Protection relays sit at the heart of every substation and industrial power system. They make life-or-death decisions in milliseconds — tripping breakers to isolate faults before equipment is destroyed or people are hurt. If the insulation inside a protection relay fails, the relay itself becomes the fault. And that can take out the protection for an entire feeder, bus, or transformer.
IEC 60255-5 is the standard that defines insulation coordination for these devices — the test voltages, impulse withstand levels, and minimum insulation resistance values that every protection relay must meet. This article breaks down the standard’s requirements with the specific clause numbers and test values from the actual document.
Note: IEC 60255-5:2000 has been superseded by IEC 60255-27:2013 for new designs. However, the 2000 edition remains the reference for the vast majority of installed protection relays worldwide and is still widely used in commissioning and maintenance testing. The core insulation requirements remain consistent between editions.
Table of Contents
What IEC 60255-5 Covers
IEC 60255-5 is titled “Electrical relays — Part 5: Insulation coordination for measuring relays and protection equipment — Requirements and tests.”
It covers three main areas (Clause 1):
Definitions — Terms related to insulation voltage ratings, creepage, clearances, and pollution degrees.
Design guidance — How to select clearances and creepage distances for relay insulation.
Test requirements — The voltage tests and insulation resistance measurements that verify the insulation meets its rated capability.
The standard applies to all measuring relays and protection equipment — numerical, static, and electromechanical. It also covers associated auxiliary devices like shunts, series resistors, and current/voltage transformers used with the relays.
Scope and Applicability
Per Clause 1, IEC 60255-5 applies to:
- Equipment with rated AC voltage up to 1,000V (frequency up to 65 Hz)
- Equipment with rated DC voltage up to 1,500V
- Installation at altitudes up to 2,000 m above sea level
For altitudes above 2,000 m, the standard provides correction factors in Table B.1 (Annex B) to account for reduced air pressure and its effect on dielectric withstand.
The standard is designed to be read alongside IEC 60664-1 (Insulation coordination for equipment within low-voltage supply systems), which provides the underlying framework.
Insulation Resistance Test Requirements
The test — Clause 6.2.2
The insulation resistance measurement is a type test. It can also be performed as a routine or commissioning test if agreed between manufacturer and user.
Key specifications from Clause 6.2.2:
| Parameter | Requirement |
|---|---|
| Test voltage | 500V DC ± 10% |
| Minimum reading time | At least 5 seconds after applying voltage |
| Minimum IR for new relays | ≥ 100 MΩ |
| Test type | Type test (routine by agreement) |
Test connections
The IR measurement is made:
- Between each circuit and the exposed conductive parts (terminals of each independent circuit connected together)

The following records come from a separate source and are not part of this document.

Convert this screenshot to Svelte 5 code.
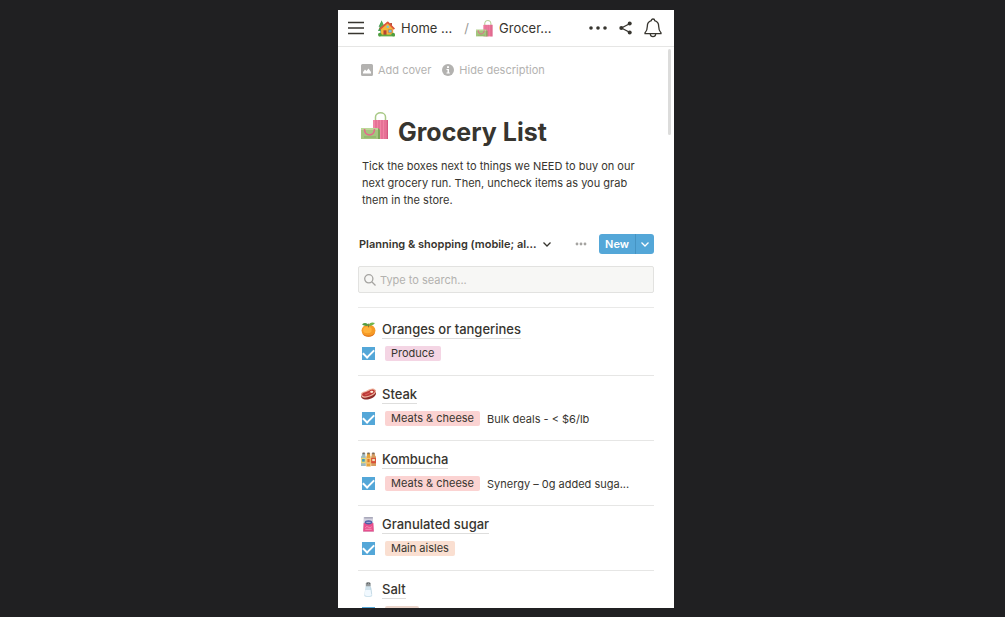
<script lang="ts">
  type Item = { icon: string; name: string; tag: string; color: string; note?: string; checked: boolean };

  let search = $state('');
  let items: Item[] = $state([
    { icon: 'orange', name: 'Oranges or tangerines', tag: 'Produce', color: 'pink', checked: true },
    { icon: 'steak', name: 'Steak', tag: 'Meats & cheese', color: 'red', note: 'Bulk deals - < $6/lb', checked: true },
    { icon: 'kombucha', name: 'Kombucha', tag: 'Meats & cheese', color: 'red', note: 'Synergy – 0g added suga...', checked: true },
    { icon: 'sugar', name: 'Granulated sugar', tag: 'Main aisles', color: 'orange', checked: true },
    { icon: 'salt', name: 'Salt', tag: 'Bulk', color: 'brown', checked: true }
  ]);

  let visible = $derived(items.filter((i) => i.name.toLowerCase().includes(search.toLowerCase())));
</script>

{#snippet bags()}
  <svg class="emoji" viewBox="0 0 28 28" aria-hidden="true">
    <path d="M14.500 9V5a5 4.200 0 0 1 10 0v4" fill="none" stroke="#a9c987" stroke-width="1.500" />
    <path d="M12 8h15v19H12z" fill="#f084a4" />
    <path d="M15 8v19M18 8v19M21 8v19M24 8v19" stroke="#dc5f88" stroke-width="1" />
    <path d="M25.500 8H27v19h-1.500z" fill="#d4567f" />
    <path d="M0 16h17v11H0z" fill="#a4c67e" />
    <path d="M17 16l2 2v9h-2z" fill="#7fa65a" />
    <path d="M0 16h17v2H0z" fill="#bdd798" />
    <path d="M3.500 17c0 8 10 8 10 0" fill="none" stroke="#e4688c" stroke-width="1.600" />
    <path d="M3 25h12" stroke="#86ad62" stroke-width="1" />
  </svg>
{/snippet}

{#snippet house()}
  <svg class="emoji" viewBox="0 0 28 28" aria-hidden="true">
    <path d="M6 1L1 11h2l-3 7h4v7h4V9z" fill="#3f9a4e" />
    <path d="M6 1l4 8-2 9H2l3-7H3z" fill="#55ad5a" />
    <path d="M5 14L16 5l9 9v12H5z" fill="#f5b63b" />
    <path d="M20 5h3v6l-3-3z" fill="#b5503a" />
    <path d="M3 15L16 4l11 11" fill="none" stroke="#dd5638" stroke-width="3" stroke-linejoin="round" />
    <path d="M9 17h5v9H9z" fill="#b64531" />
    <path d="M17 16h6v5h-6z" fill="#6ec3e4" stroke="#d1683a" />
    <circle cx="16" cy="11" r="2" fill="#76c7de" />
    <path d="M1 24h27v3H1z" fill="#65ac42" />
    <circle cx="3" cy="24" r="3" fill="#4e9e42" />
    <circle cx="25" cy="24" r="3" fill="#4e9e42" />
  </svg>
{/snippet}

{#snippet foodIcon(name: string)}
  <svg class="emoji" viewBox="0 0 28 28" aria-hidden="true">
    {#if name === 'orange'}
      <ellipse cx="14" cy="16" rx="13" ry="11.500" fill="#f69a26" />
      <ellipse cx="12" cy="15" rx="8" ry="6" fill="#ffb13b" />
      <path d="M2 21c6 6 18 6 24-1-2 10-20 10-24 1z" fill="#dd741d" />
      <path d="M14 7C8 8 4 6 2 4c5-4 11-2 12 3z" fill="#549b42" />
      <path d="M14 7c1-6 7-7 12-5-3 4-7 6-12 5z" fill="#72b54b" />
      <path d="M14 10V3" stroke="#6f7434" stroke-width="1.500" />
    {:else if name === 'steak'}
      <path d="M0 16c0-6 6-5 11-8s12-6 16-2 0 12-7 15S0 26 0 16z" fill="#8e2c29" />
      <path d="M0 14c0-6 7-5 12-8s11-5 15-1-2 9-8 12S0 23 0 14z" fill="#efb6a0" />
      <path d="M2 14c1-4 7-4 11-6s9-5 12-2-2 7-7 9S3 20 2 14z" fill="#bd3a37" />
      <path d="M8 14c4 0 7-3 10-4" fill="none" stroke="#df716b" stroke-width="1.500" />
      <ellipse cx="20" cy="9" rx="3" ry="2" fill="#fff0db" />
    {:else if name === 'kombucha'}
      <path d="M2 2h6v4l1 3v17H0V9l2-3z" fill="#9fbac0" />
      <path d="M11 2h6v4l1 3v18h-8V9l1-3z" fill="#e7a33a" />
      <path d="M20 2h6v4l2 3v17h-9V9l1-3z" fill="#d69c60" />
      <path d="M3 1h4v3H3zM12 1h4v3h-4zM21 1h4v3h-4z" fill="#786c60" />
      <path d="M0 11h9v10H0z" fill="#e7d778" />
      <path d="M10 11h8v11h-8z" fill="#f4c170" />
      <path d="M19 11h9v10h-9z" fill="#d85038" />
      <path d="M2 13h5v5H2z" fill="#4399bc" />
      <path d="M12 13h4v6h-4z" fill="#da782a" />
      <path d="M21 13h5v4h-5z" fill="#eee1ba" />
    {:else if name === 'sugar'}
      <path d="M5 0h17l2 28H4z" fill="#d3d2e0" />
      <path d="M5 11h18l1 16H4z" fill="#e9508d" />
      <path d="M6 0h16v3H6z" fill="#a9a9ba" />
      <ellipse cx="14" cy="10" rx="7" ry="4" fill="#4d5fa7" />
      <path d="M10 10h8" stroke="#c7cdea" stroke-width="1.500" />
      <path d="M8 20c4-6 7 4 12-2M8 23h12" fill="none" stroke="#f6a4c3" stroke-width="1.500" />
    {:else}
      <path d="M9 7h9l1 4 2 14c0 4-15 4-15 0l2-14z" fill="#d0e3ed" />
      <path d="M8 15h11l1 9c-2 3-11 3-13 0z" fill="#f1f9ff" />
      <path d="M9 3c0-4 9-4 9 0v5H9z" fill="#94999b" />
      <path d="M11 3h2M15 3h2" stroke="#4d5254" stroke-width="1.500" />
      <path d="M18 10l2 13" stroke="#abc7d5" />
    {/if}
  </svg>
{/snippet}

{#snippet chevron()}
  <svg class="chevron" viewBox="0 0 10 10" aria-hidden="true">
    <path d="M1.500 3.500L5 7l3.500-3.500" fill="none" stroke="currentColor" stroke-width="1.300" />
  </svg>
{/snippet}

<main>
  <div class="phone">
    <header>
      <button class="bare" aria-label="Open sidebar">
        <svg class="burger" viewBox="0 0 16 14" aria-hidden="true">
          <path d="M0 1.500h16M0 7h16M0 12.500h16" stroke="currentColor" stroke-width="1.500" />
        </svg>
      </button>
      <nav aria-label="Breadcrumb">
        <a href="#home">{@render house()}Home ...</a>
        <span class="slash">/</span>
        <a href="#grocery">{@render bags()}Grocer...</a>
      </nav>
      <div class="actions">
        <button class="bare" aria-label="More">
          <svg class="dots" viewBox="0 0 18 4" aria-hidden="true">
            <circle cx="2" cy="2" r="1.800" /><circle cx="9" cy="2" r="1.800" /><circle cx="16" cy="2" r="1.800" />
          </svg>
        </button>
        <button class="bare" aria-label="Share">
          <svg class="share" viewBox="0 0 13 14" aria-hidden="true">
            <path d="M11 2.500L2.500 7l8.500 4.500" fill="none" stroke="currentColor" stroke-width="1.300" />
            <circle cx="10.700" cy="2.500" r="2" /><circle cx="2.300" cy="7" r="2" /><circle cx="10.700" cy="11.500" r="2" />
          </svg>
        </button>
        <button class="bare" aria-label="Notifications">
          <svg class="bell line" viewBox="0 0 18 20" aria-hidden="true">
            <path d="M7.300 2.700a1.700 1.700 0 0 1 3.400 0c2.800.8 4 3 4 5.800 0 4 .8 4.700 2.300 6.300v.9H1v-.9c1.500-1.600 2.300-2.300 2.300-6.300 0-2.800 1.200-5 4-5.800z" />
            <path d="M6.300 16c.3 3.600 5.100 3.600 5.400 0" />
          </svg>
        </button>
      </div>
    </header>

    <div class="scroller">
      <div class="thumb"></div>
      <div class="page-tools">
        <button class="bare">
          <svg viewBox="0 0 12 12" aria-hidden="true">
            <path fill-rule="evenodd" d="M1.500 0h9A1.500 1.500 0 0 1 12 1.500v9a1.500 1.500 0 0 1-1.500 1.500h-9A1.500 1.500 0 0 1 0 10.500v-9A1.500 1.500 0 0 1 1.500 0zM2 9.500h8V8L7.500 4.500 5.500 7 4 5.500 2 8z" />
          </svg>
          Add cover
        </button>
        <button class="bare">
          <svg viewBox="0 0 12 12" aria-hidden="true">
            <circle cx="6" cy="6" r="6" />
            <path d="M5 2.200h2v1.700H5zM4.500 5H7v3.500h.8v1H4.500v-1h1V6h-1z" fill="#fff" />
          </svg>
          Hide description
        </button>
      </div>

      <h1>{@render bags()}Grocery List</h1>
      <p class="description">
        Tick the boxes next to things we NEED to buy on our next grocery run. Then, uncheck items as you grab them in the store.
      </p>

      <div class="view-bar">
        <button class="bare view-name">Planning &amp; shopping (mobile; al... {@render chevron()}</button>
        <button class="bare view-more" aria-label="View options">
          <svg class="small-dots" viewBox="0 0 12 4" aria-hidden="true">
            <circle cx="2" cy="2" r="1.400" /><circle cx="6" cy="2" r="1.400" /><circle cx="10" cy="2" r="1.400" />
          </svg>
        </button>
        <div class="new">
          <button>New</button>
          <button class="new-more" aria-label="New from template">{@render chevron()}</button>
        </div>
      </div>

      <label class="search">
        <svg class="line" viewBox="0 0 12 12" aria-hidden="true">
          <circle cx="4.800" cy="4.800" r="4.100" /><path d="M8 8l3.500 3.500" />
        </svg>
        <input type="text" aria-label="Search" placeholder="Type to search..." bind:value={search} />
      </label>

      <ul>
        {#each visible as item (item.name)}
          <li>
            <div class="item-title">
              {@render foodIcon(item.icon)}
              <a href="#{item.icon}">{item.name}</a>
            </div>
            <div class="props">
              <input type="checkbox" aria-label={item.name} bind:checked={item.checked} />
              <span class="tag {item.color}">{item.tag}</span>
              {#if item.note}<span class="note">{item.note}</span>{/if}
            </div>
          </li>
        {/each}
      </ul>
    </div>
  </div>
</main>

<style>
  :global(body) { margin: 0; background: #202022; }
  * { box-sizing: border-box; }
  main {
    display: flex;
    justify-content: center;
    height: 100vh;
    padding: 10px 8px 9px 15px;
    font-family: Inter, "Liberation Sans", sans-serif;
    font-size: 11px;
    color: #37352f;
  }
  .phone {
    display: flex;
    flex-direction: column;
    width: 100%;
    max-width: 336px;
    background: #fff;
    overflow: hidden;
  }
  button, input { font: inherit; color: inherit; }
  a { color: inherit; text-decoration: none; }
  svg { display: block; flex: none; fill: currentColor; }
  .line { fill: none; stroke: currentColor; stroke-width: 1.3; stroke-linejoin: round; }
  .bare {
    display: flex;
    align-items: center;
    padding: 0;
    border: 0;
    background: none;
    cursor: pointer;
  }

  header {
    display: flex;
    align-items: center;
    flex: none;
    height: 37px;
    padding: 0 12px 0 10px;
    border-bottom: 1px solid #e6e6e5;
    font-size: 13px;
  }
  .burger { width: 16px; height: 14px; }
  nav { display: flex; align-items: center; flex: 1; padding-left: 14px; }
  nav a { display: flex; align-items: center; gap: 6px; white-space: nowrap; }
  nav .emoji { width: 17px; height: 17px; }
  .slash { padding: 0 7px 0 12px; color: #9b9a97; }
  .actions { display: flex; align-items: center; gap: 12px; }
  .dots { width: 18px; height: 4px; }
  .share { width: 13px; height: 14px; }
  .bell { width: 18px; height: 20px; }

  .scroller {
    position: relative;
    flex: 1;
    min-height: 0;
    padding: 0 20px;
    overflow: hidden;
  }
  .thumb {
    position: absolute;
    top: 2px;
    right: 3px;
    width: 3px;
    height: 86px;
    border-radius: 2px;
    background: #dcdcdb;
  }
  .page-tools {
    display: flex;
    gap: 11px;
    padding: 15px 0 0 3px;
    line-height: 16px;
    color: #b3b2b0;
  }
  .page-tools .bare { gap: 5px; }
  .page-tools svg { width: 12px; height: 12px; }

  h1 {
    display: flex;
    gap: 9px;
    margin: 34px 0 0;
    padding-left: 3px;
    font-size: 25px;
    line-height: 40px;
    font-weight: 700;
  }
  h1 .emoji { width: 28px; height: 28px; }
  .description { margin: 6px 0 0; padding: 0 12px 0 4px; line-height: 17px; }

  .view-bar { display: flex; align-items: center; margin-top: 25px; }
  .view-name { flex: 1; gap: 5px; padding-left: 1px; font-weight: 600; white-space: nowrap; }
  .chevron { width: 10px; height: 10px; }
  .view-more { padding: 0 12px; color: #a5a4a1; }
  .small-dots { width: 12px; height: 4px; }
  .new { display: flex; height: 20px; border-radius: 3px; background: #54a7d8; color: #fff; overflow: hidden; }
  .new button { padding: 0 6px; border: 0; background: none; font-weight: 600; }
  .new .new-more { padding: 0 4px; border-left: 1px solid #4594c3; }

  .search {
    display: flex;
    align-items: center;
    gap: 4px;
    height: 27px;
    margin-top: 12px;
    padding: 0 5px;
    border: 1px solid #e2e2e0;
    border-radius: 2px;
    background: #f7f7f5;
    color: #a5a4a1;
  }
  .search svg { width: 12px; height: 12px; }
  .search input { flex: 1; min-width: 0; padding: 0; border: 0; outline: 0; background: none; }
  .search input::placeholder { color: #b3b2af; opacity: 1; }

  ul { margin: 14px 0 0; padding: 3px 0 0; border-top: 1px solid #e9e9e8; list-style: none; }
  li { padding: 9px 0 14px 3px; border-bottom: 1px solid #e6e6e5; }
  .item-title { display: flex; align-items: center; gap: 6px; height: 19px; }
  .item-title .emoji { width: 15px; height: 15px; }
  .item-title a {
    border-bottom: 1px solid #dededd;
    font-size: 13px;
    line-height: 17px;
    font-weight: 500;
  }
  .props { display: flex; align-items: center; height: 15px; margin-top: 7px; white-space: nowrap; }
  input[type='checkbox'] {
    appearance: none;
    display: grid;
    place-items: center;
    width: 13px;
    height: 13px;
    margin: 0 10px 0 1px;
    border: 1px solid #54a7d8;
  }
  input[type='checkbox']:checked { background: #54a7d8; }
  input[type='checkbox']:checked::before {
    content: '';
    width: 9px;
    height: 5px;
    margin-bottom: 3px;
    border: solid #fff;
    border-width: 0 0 2px 2px;
    transform: rotate(-45deg);
  }
  .tag { padding: 0 6px; border-radius: 2px; line-height: 15px; }
  .pink { background: #f4d5e4; }
  .red { background: #fbd3d2; }
  .orange { background: #fadfd1; }
  .brown { background: #ebd5cb; }
  .note { padding-left: 7px; }
</style>
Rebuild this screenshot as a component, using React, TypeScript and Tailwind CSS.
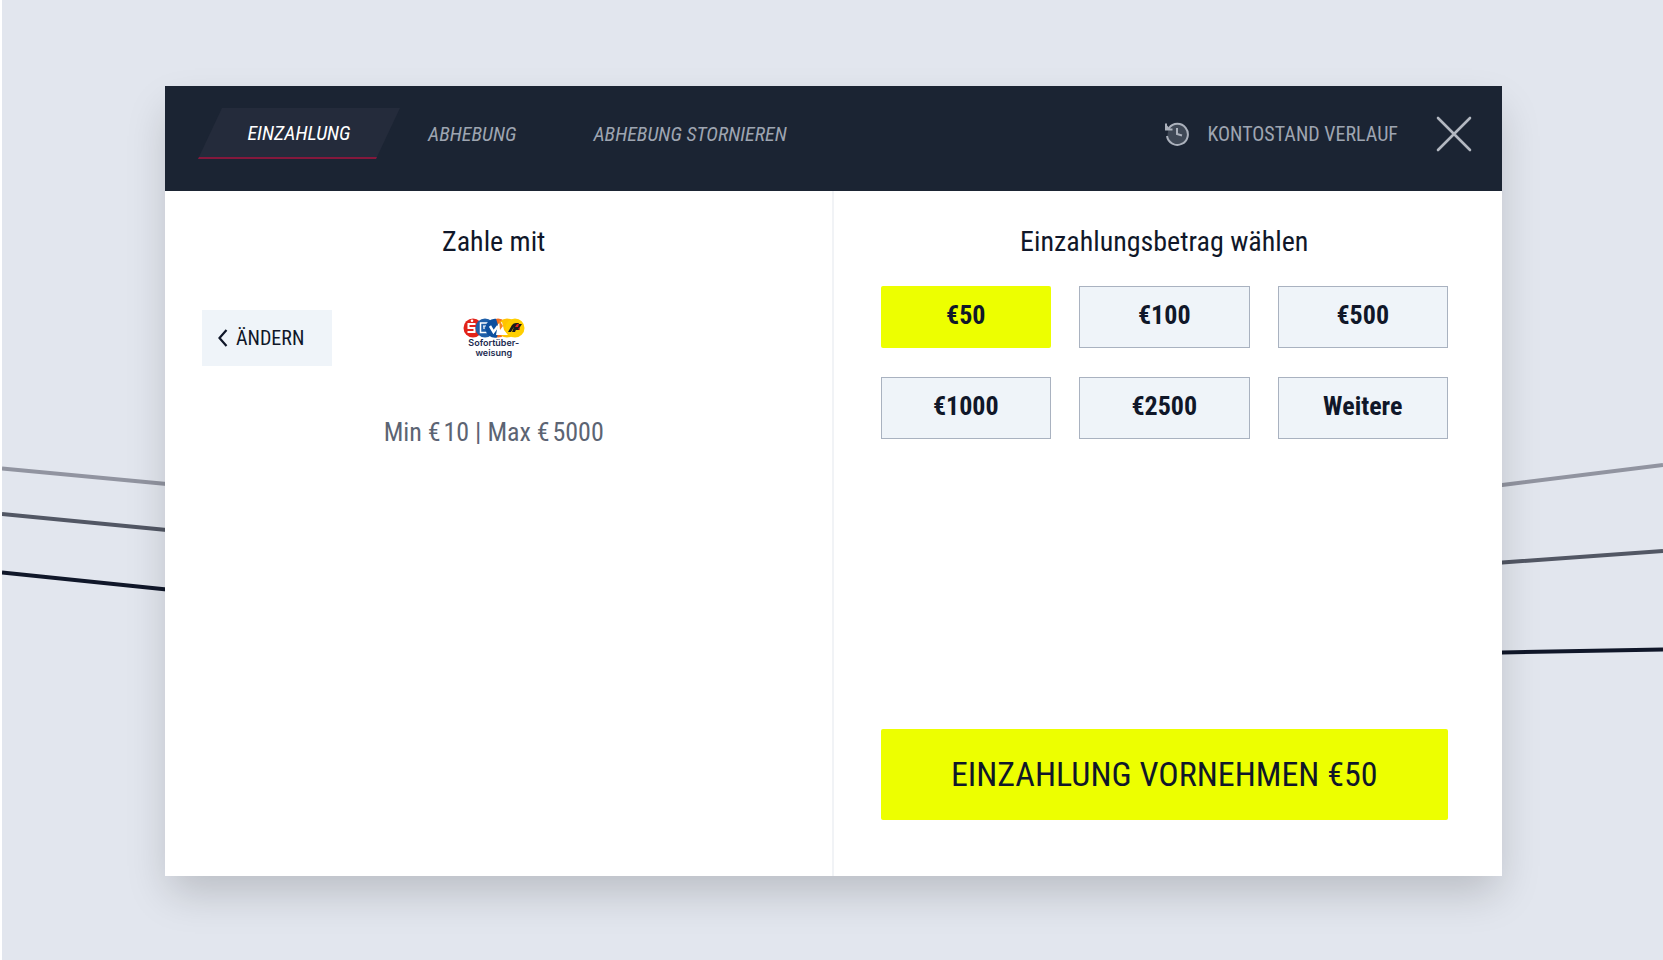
import { useState } from "react";

const amounts = ["€50", "€100", "€500", "€1000", "€2500", "Weitere"];

const tabs = ["Einzahlung", "Abhebung", "Abhebung stornieren"];

function BackgroundLines() {
  return (
    <svg
      className="absolute inset-0 h-full w-full"
      viewBox="0 0 1663 960"
      preserveAspectRatio="none"
      fill="none"
      strokeWidth="4"
      aria-hidden="true"
    >
      <path d="M0 468.500 L165 484 C600 525 1060 540 1502 485 L1663 465" stroke="#9194a0" />
      <path d="M0 514 L165 530 C600 573 1060 596 1502 562.500 L1663 551" stroke="#525764" />
      <path d="M0 572.500 L165 589.500 C600 636 1060 661 1502 652.500 L1663 649.500" stroke="#101729" />
    </svg>
  );
}

function HistoryIcon() {
  return (
    <svg className="size-6" viewBox="0 0 24 24" fill="none" aria-hidden="true">
      <circle cx="12.500" cy="12" r="10" fill="#3f4856" />
      <path d="M4 6 A10.500 10.500 0 1 1 2 14" stroke="#abb1bc" strokeWidth="2" />
      <path d="M1 1.600 V7.500 H7.500" stroke="#abb1bc" strokeWidth="2" />
      <path d="M1 2.500 L6 7.500 H1 Z" fill="#abb1bc" />
      <path d="M12 6 V12 L17 13.500" stroke="#abb1bc" strokeWidth="2" />
    </svg>
  );
}

function CloseIcon() {
  return (
    <svg className="size-9" viewBox="0 0 36 36" fill="none" aria-hidden="true">
      <path d="M2 2 L34 34 M34 2 L2 34" stroke="#b3b8c1" strokeWidth="2.600" strokeLinecap="round" />
    </svg>
  );
}

function BankLogos() {
  return (
    <svg className="h-5 w-[62px]" viewBox="0 0 62 20" aria-hidden="true">
      <circle cx="10" cy="10" r="9.500" fill="#e2231a" />
      <path d="M12.500 6 H5.500 V10 H11.500 V14 H4.500" fill="none" stroke="#fff" strokeWidth="2" />
      <circle cx="9" cy="2.800" r="1.300" fill="#fff" />
      <circle cx="22" cy="10" r="9.500" fill="#1f5fa8" />
      <path d="M17.500 5 H25 L23.500 14.500 H17.500 Z" fill="none" stroke="#fff" strokeWidth="1.500" />
      <path d="M20 8 H23 M21 8 V11" fill="none" stroke="#fff" strokeWidth="1.200" />
      <circle cx="35" cy="10" r="9.500" fill="#f36c21" />
      <path d="M33 0.700 A9.500 9.500 0 1 0 34 19.400 L36 10 Z" fill="#0d4f9e" />
      <path d="M27 8 L30.500 14 L35 8" fill="none" stroke="#fff" strokeWidth="2.500" />
      <circle cx="44" cy="10" r="9.500" fill="#ffc400" />
      <path d="M35 6 L33 17 H45 L41 12 L39 4 Z" fill="#fff" />
      <path d="M36 1.500 L40 8 L37 12 Z" fill="#f58220" />
      <circle cx="52" cy="10" r="9.500" fill="#ffcf00" />
      <path d="M45 14 L49 7 Q50.500 5 53 5 H56 L52 14 H49 L51 9 L48 14 Z" fill="#1b1b1b" />
      <path d="M53 10 L55 6 H59 L57 9 L56 12 H52 Z" fill="#1b1b1b" />
      <path d="M52 9 L54 6 H56 L55 9 Z M55 11 L57 9 V12 Z" fill="#e2231a" />
    </svg>
  );
}

export default function App() {
  const [tab, setTab] = useState("Einzahlung");
  const [amount, setAmount] = useState("€50");

  return (
    <div className="relative flex min-h-screen flex-col border-l-2 border-white bg-[#e2e6ee] pt-[86px] pr-[161px] pb-[84px] pl-[163px] font-['Roboto_Condensed','Liberation_Sans_Narrow',Roboto,sans-serif] text-[#101729]">
      <BackgroundLines />

      <main className="relative flex flex-1 flex-col bg-white shadow-[0_20px_40px_-4px_rgba(0,0,0,0.18)]">
        <header className="flex h-[105px] items-start justify-between bg-[#1b2433] pt-[22px] pr-[30px] pl-[33px]">
          <nav className="flex text-xl italic">
            {tabs.map((item) => (
              <button
                key={item}
                type="button"
                onClick={() => setTab(item)}
                className={
                  item === tab
                    ? "mr-7 h-[51px] w-[202px] border-b-2 border-[#84183c] bg-[#242b3b] text-white uppercase [clip-path:polygon(24px_0,100%_0,178px_100%,0_100%)]"
                    : "mr-[77px] h-[51px] text-[#9ea5b1] uppercase"
                }
              >
                {item}
              </button>
            ))}
          </nav>

          <div className="flex h-[51px] items-center">
            <button type="button" className="flex items-center gap-[18px] text-xl text-[#9ea5b1] uppercase">
              <HistoryIcon />
              Kontostand Verlauf
            </button>
            <button type="button" aria-label="Schließen" className="ml-[38px]">
              <CloseIcon />
            </button>
          </div>
        </header>

        <div className="grid flex-1 grid-cols-2">
          <section className="border-r-2 border-[#f1f3f6] pt-[31px] pr-[46px] pl-[37px]">
            <h2 className="text-center text-[28px] leading-10">Zahle mit</h2>
            <div className="mt-12 grid grid-cols-[1fr_auto_1fr] items-center">
              <button
                type="button"
                className="flex h-14 w-[130px] items-center gap-2 bg-[#eff4f9] pl-4 text-xl uppercase"
              >
                <svg className="h-[18px] w-[10px]" viewBox="0 0 10 18" fill="none" aria-hidden="true">
                  <path d="M8.500 1 L1.500 9 L8.500 17" stroke="currentColor" strokeWidth="2.200" />
                </svg>
                Ändern
              </button>
              <div className="flex flex-col items-center">
                <BankLogos />
                <p className="text-center font-[Inter,sans-serif] text-[9px] leading-[10px] font-semibold text-[#1c2b50]">
                  Sofortüber-
                  <br />
                  weisung
                </p>
              </div>
            </div>
            <p className="mt-12 text-center text-[26px] leading-9 text-[#5c6473]">
              Min €&#8202;10 | Max €&#8202;5000
            </p>
          </section>

          <section className="flex flex-col pt-[31px] pr-[54px] pb-14 pl-[47px]">
            <h2 className="text-center text-[28px] leading-10">Einzahlungsbetrag wählen</h2>
            <div className="mt-6 grid grid-cols-3 gap-x-7 gap-y-[29px]">
              {amounts.map((item) => (
                <button
                  key={item}
                  type="button"
                  onClick={() => setAmount(item)}
                  className={
                    item === amount
                      ? "h-[62px] rounded-xs bg-[#edff00] pb-1 text-[26px] font-bold"
                      : "h-[62px] border border-[#a9b2c0] bg-[#eff4f9] pb-1 text-[26px] font-bold"
                  }
                >
                  {item}
                </button>
              ))}
            </div>
            <button type="button" className="mt-auto h-[91px] rounded-xs bg-[#edff00] text-[34px] uppercase">
              Einzahlung vornehmen {amount}
            </button>
          </section>
        </div>
      </main>
    </div>
  );
}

- Between independent circuits (terminals of each independent circuit connected together)
- Optionally: between open contacts (by agreement)
Circuits having the same rated insulation voltage may be connected together when being measured to exposed conductive parts.
Important caveat — EMC components
The standard notes that insulation under test may be paralleled by EMC suppression components or other functional components whose insulation resistance is below 100 MΩ. This is common in modern numerical relays that have capacitors to earth for EMC compliance.
In such cases, the manufacturer must verify that these components are not damaged by the test procedure and can still maintain isolation against hazardous voltages.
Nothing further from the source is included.